The only remaining point made by appellant (exception 6), is that the trial Court erred in failing to charge the jury that the burden was on the plaintiff to prove that he had not in any way brought about his injury or damage by his own negligent act or proximately contributed thereto. Defendant made no request to charge that proposition, and at the conclusion of the Judge's charge, in reply to an inquiry from the Court, defendant's counsel stated that there was nothing further that he desired to have charged.
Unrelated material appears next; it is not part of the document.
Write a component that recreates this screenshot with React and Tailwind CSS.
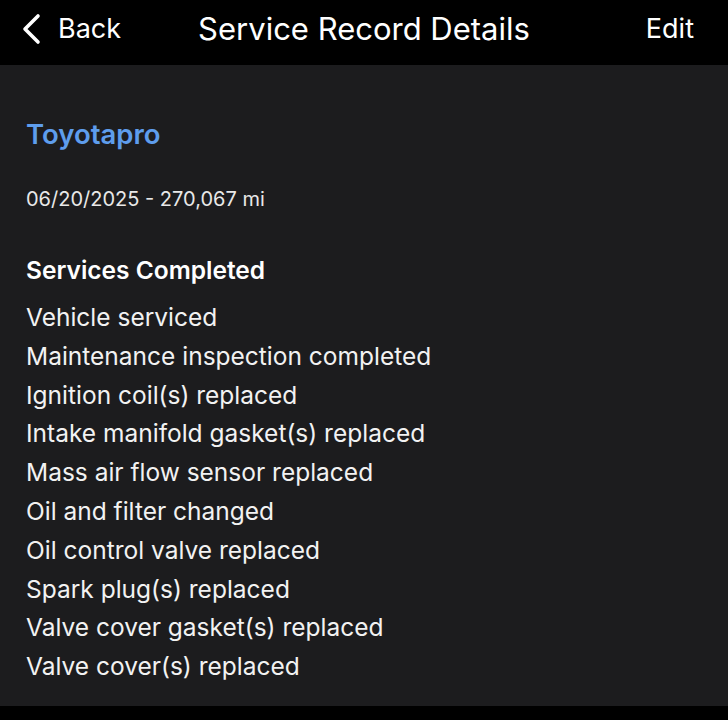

If plaintiff was entitled to recover in this action, that right was not wholly referable to Section 4478, Vol. 3, Code, 1922, containing the provision that in an action against a city or town for damages occasioned by its negligence recovery is subject to the condition that the injured person has not in any way brought about his injury or damage by his own negligent act, etc. See Triplett v. Columbia, 111 S.C. 7; 96 S.E., 675; 1 A.L.R., 349. Faust v. Richland County, 117 S.C. 251; 109 S.E., 151. In no view, therefore, can the Judge's failure to charge this proposition of law he pronounced prejudicial error.
All exceptions are overruled, and the judgment of the Circuit Court affirmed.
MESSRS JUSTICES WATTS, FRASER and COTHRAN concur.
MR. CHIEF JUSTICE GARY did not participate in this case.